Anhaltisches Theater Dessau is a theatre in Dessau, Saxony-Anhalt, Germany, which was called Landestheater Dessau until 1984. It is Mehrspartentheater offering drama, musical theatre (operas, operettas, musicals), ballets, concerts of the Anhaltische Philharmonie orchestra, and puppetry.

Today, the theatre has a capacity of around 1100 spectators and is equipped with one of the largest revolving stages in Germany. In October 2013, the theatre was included as endangered in the Rote Liste Kultur of the Deutscher Kulturrat.

== History ==
Theatre life in Dessau has a long tradition. As early as 1794, there was a permanent theatre ensemble in Dessau. The first venue was the Fürstliche Reitbahn, and the first theatre director was Friedrich Wilhelm Bossann. The Anhalt Philharmonic Orchestra was also founded at this time.
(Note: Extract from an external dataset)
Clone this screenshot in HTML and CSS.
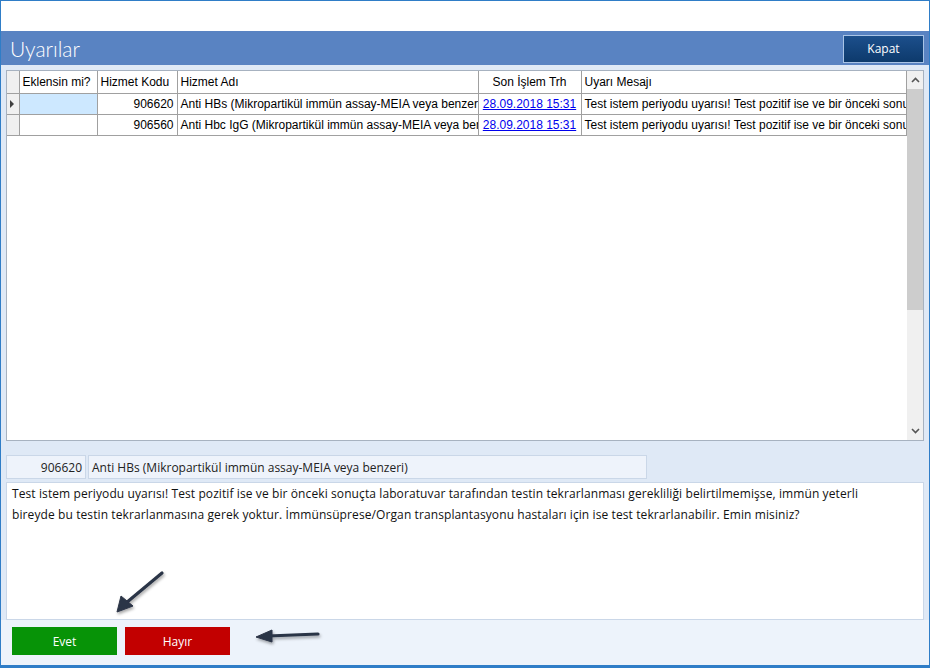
FILE: index.html
```html
<!DOCTYPE html>
<html lang="tr">
<head>
<meta charset="utf-8">
<title>Uyarılar</title>
<link rel="stylesheet" href="styles.css">
</head>
<body>
<div class="window">
  <div class="topstrip"></div>
  <div class="titlebar">
    <span class="title">Uyarılar</span>
    <button class="kapat">Kapat</button>
  </div>
  <div class="content">
    <div class="grid">
      <div class="grid-main">
        <table class="tbl">
          <colgroup>
            <col class="c0"><col class="c1"><col class="c2"><col class="c3"><col class="c4"><col class="c5">
          </colgroup>
          <thead>
            <tr>
              <th class="rh"></th>
              <th>Eklensin mi?</th>
              <th>Hizmet Kodu</th>
              <th>Hizmet Adı</th>
              <th class="center">Son İşlem Trh</th>
              <th>Uyarı Mesajı</th>
            </tr>
          </thead>
          <tbody>
            <tr>
              <td class="rh"><span class="tri"></span></td>
              <td class="sel"></td>
              <td class="num">906620</td>
              <td>Anti HBs (Mikropartikül immün assay-MEIA veya benzeri)</td>
              <td class="center"><a class="lnk">28.09.2018 15:31</a></td>
              <td>Test istem periyodu uyarısı! Test pozitif ise ve bir önceki sonuçta laboratuvar tarafından testin tekrarlanması gerekliliği belirtilmemişse</td>
            </tr>
            <tr>
              <td class="rh"></td>
              <td></td>
              <td class="num">906560</td>
              <td>Anti Hbc IgG (Mikropartikül immün assay-MEIA veya benzeri)</td>
              <td class="center"><a class="lnk">28.09.2018 15:31</a></td>
              <td>Test istem periyodu uyarısı! Test pozitif ise ve bir önceki sonuçta laboratuvar tarafından testin tekrarlanması gerekliliği belirtilmemişse</td>
            </tr>
          </tbody>
        </table>
      </div>
      <div class="vscroll">
        <div class="sbtn"><svg width="9" height="6" viewBox="0 0 9 6"><path d="M1 5 L4.5 1.5 L8 5" fill="none" stroke="#555" stroke-width="1.6"/></svg></div>
        <div class="thumb"></div>
        <div class="track"></div>
        <div class="sbtn"><svg width="9" height="6" viewBox="0 0 9 6"><path d="M1 1 L4.5 4.5 L8 1" fill="none" stroke="#555" stroke-width="1.6"/></svg></div>
      </div>
    </div>
    <div class="fields">
      <div class="field code">906620</div>
      <div class="field name">Anti HBs (Mikropartikül immün assay-MEIA veya benzeri)</div>
    </div>
    <div class="message">Test istem periyodu uyarısı! Test pozitif ise ve bir önceki sonuçta laboratuvar tarafından testin tekrarlanması gerekliliği belirtilmemişse, immün yeterli bireyde bu testin tekrarlanmasına gerek yoktur. İmmünsüprese/Organ transplantasyonu hastaları için ise test tekrarlanabilir. Emin misiniz?</div>
  </div>
  <div class="buttonbar">
    <button class="btn evet">Evet</button>
    <button class="btn hayir">Hayır</button>
  </div>
  <svg class="arrows" width="930" height="668" viewBox="0 0 930 668">
    <defs>
      <filter id="sh" x="-20%" y="-20%" width="140%" height="140%">
        <feDropShadow dx="1" dy="2" stdDeviation="1.5" flood-color="#000" flood-opacity="0.35"/>
      </filter>
    </defs>
    <g filter="url(#sh)" fill="#2b3446" stroke="#2b3446">
      <line x1="162" y1="573" x2="126" y2="603" stroke-width="3.2" stroke-linecap="round"/>
      <polygon points="117,612 121,596 133,606" stroke-width="1"/>
      <line x1="318" y1="634" x2="268" y2="636" stroke-width="3.2" stroke-linecap="round"/>
      <polygon points="256,637 272,630 272,642" stroke-width="1"/>
    </g>
  </svg>
</div>
</body>
</html>
```
FILE: styles.css
```css
* { box-sizing: border-box; }
html, body { margin: 0; padding: 0; }
body {
  width: 930px;
  height: 668px;
  overflow: hidden;
  background: #ffffff;
  font-family: "Liberation Sans", Arial, sans-serif;
}
.window {
  position: relative;
  width: 930px;
  height: 668px;
  border: 1px solid #2f7dc7;
  border-bottom-width: 3px;
  background: #dfe9f6;
  display: flex;
  flex-direction: column;
}
.topstrip {
  height: 30px;
  background: #ffffff;
}
.titlebar {
  height: 34px;
  background: #5983c2;
  display: flex;
  align-items: center;
  justify-content: space-between;
  padding: 0 5px 0 9px;
}
.title {
  font-family: Lato, "Open Sans", sans-serif;
  font-size: 21px;
  font-weight: 300;
  color: #ffffff;
}
.kapat {
  width: 81px;
  height: 28px;
  margin-top: 1px;
  border: 1px solid #a9c4e6;
  background: linear-gradient(#1c4f8c, #0d3a6c);
  color: #ffffff;
  font-family: "Open Sans", "Noto Sans", sans-serif;
  font-size: 12px;
  padding: 0;
}
.content {
  padding: 5px 5px 0 5px;
  display: flex;
  flex-direction: column;
}
.grid {
  height: 371px;
  border: 1px solid #a7b2c0;
  background: #ffffff;
  display: flex;
}
.grid-main {
  flex: 1;
  overflow: hidden;
}
.tbl {
  border-collapse: collapse;
  table-layout: fixed;
  width: 899px;
  font-size: 12px;
  color: #000;
}
.c0 { width: 12px; }
.c1 { width: 78px; }
.c2 { width: 80px; }
.c3 { width: 301px; }
.c4 { width: 103px; }
.c5 { width: 325px; }
.tbl th, .tbl td {
  border: 1px solid #a0a0a0;
  height: 21px;
  padding: 0 3px;
  white-space: nowrap;
  overflow: hidden;
  text-overflow: clip;
  text-align: left;
  font-weight: normal;
}
.tbl thead th {
  height: 22px;
  border-top: none;
  background: #ffffff;
}
.tbl th:first-child, .tbl td:first-child { border-left: none; }
.tbl .center { text-align: center; }
.tbl .num { text-align: right; }
.tbl .rh {
  padding: 0;
  background: #f0f0f0;
}
.tbl td.sel { background: #cde8ff; }
.tri {
  display: block;
  width: 0;
  height: 0;
  margin-left: 3px;
  border-top: 4px solid transparent;
  border-bottom: 4px solid transparent;
  border-left: 4px solid #404040;
}
.lnk {
  color: #0000ee;
  text-decoration: underline;
}
.vscroll {
  width: 16px;
  display: flex;
  flex-direction: column;
  background: #f0f0f0;
}
.sbtn {
  height: 18px;
  display: flex;
  align-items: center;
  justify-content: center;
  background: #f0f0f0;
}
.thumb {
  height: 221px;
  background: #cdcdcd;
}
.track { flex: 1; }
.fields {
  margin-top: 14px;
  display: flex;
  gap: 2px;
  height: 24px;
}
.field {
  background: #eef3fb;
  border: 1px solid #cad7e8;
  font-family: "Open Sans", "Noto Sans", sans-serif;
  font-size: 12px;
  color: #222;
  display: flex;
  align-items: center;
  padding: 0 3px;
  white-space: nowrap;
}
.field.code {
  width: 80px;
  justify-content: flex-end;
}
.field.name { width: 559px; }
.message {
  margin-top: 3px;
  height: 138px;
  background: #ffffff;
  border: 1px solid #cad7e8;
  font-family: "Open Sans", "Noto Sans", sans-serif;
  font-size: 12px;
  letter-spacing: 0.1px;
  line-height: 21px;
  color: #111;
  padding: 0 25px 0 5px;
}
.buttonbar {
  flex: 1;
  background: #edf3fb;
  padding: 7px 11px;
  display: flex;
  gap: 8px;
  align-items: flex-start;
}
.btn {
  width: 105px;
  height: 28px;
  border: none;
  color: #ffffff;
  font-family: "Open Sans", "Noto Sans", sans-serif;
  font-size: 12px;
  padding: 0;
}
.evet { background: #079307; }
.hayir { background: #c20000; }
.arrows {
  position: absolute;
  left: -1px;
  top: -1px;
  pointer-events: none;
}
```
By 1798, Friedrich Wilhelm von Erdmannsdorff (Wörlitz Park) erected the first theatre building. As Leopold III, Duke of Anhalt-Dessau had the theatre closed in 1810 for financial reasons as a result of the events of the war, the amateur project Societätstheater once again gained importance for a short time.

After two fires in 1855 (rebuilt) and 1922, the Fürstliche Reitbahn was once again the venue.

After three years of construction, the present building was completed in 1938 as the largest stage north of the Alps at the time, with 1250 seats. The architects were Friedrich Lipp and Werry Roth. The opening with Weber's Der Freischütz took place in the presence of Adolf Hitler and Joseph Goebbels on 29 May 1938.

After the almost complete destruction during one of the heavy air raids on Dessau on 30 May 1944, the reconstructed theatre was reopened in 1949 with Mozart's The Magic Flute under the directorship of Willy Bodenstein (artistic director from 1949 to 1968). In 1945, the remaining theatre staff found a provisional rehearsal and performance space, and rehearsals began again in November 1945. In December, the first performance of Beethoven's Fidelio took place. Willy Bodenstein followed as artistic director and general director:
- 1968–1973: Karl Schneider
- 1973–1983: Herbert Keller
- 1983–1992: Peter Gogler
- 1992–2009: Johannes Felsenstein
- 2009–2015: André Bücker

In 1994, the theatre, which until then had been called "Landestheater Dessau", was renamed "Anhaltisches Theater".

Due to massive cuts in the state subsidy by the state government of Saxony-Anhalt in 2013, the theatre saw its continued existence as endangered. Even by closing three sections, the savings targets could not be met. General director Bücker was a harsh critic of the cuts. His contract was not extended beyond the 2014/2015 season by the city of Dessau.

Johannes Weigand has been the general director of the Anhaltisches Theater since the 2015/2016 season. Weigand was the opera director of the Wuppertaler Bühnen until 2014.

== Awards ==
In 1954, the theatre received the Vaterländischer Verdienstorden in silver.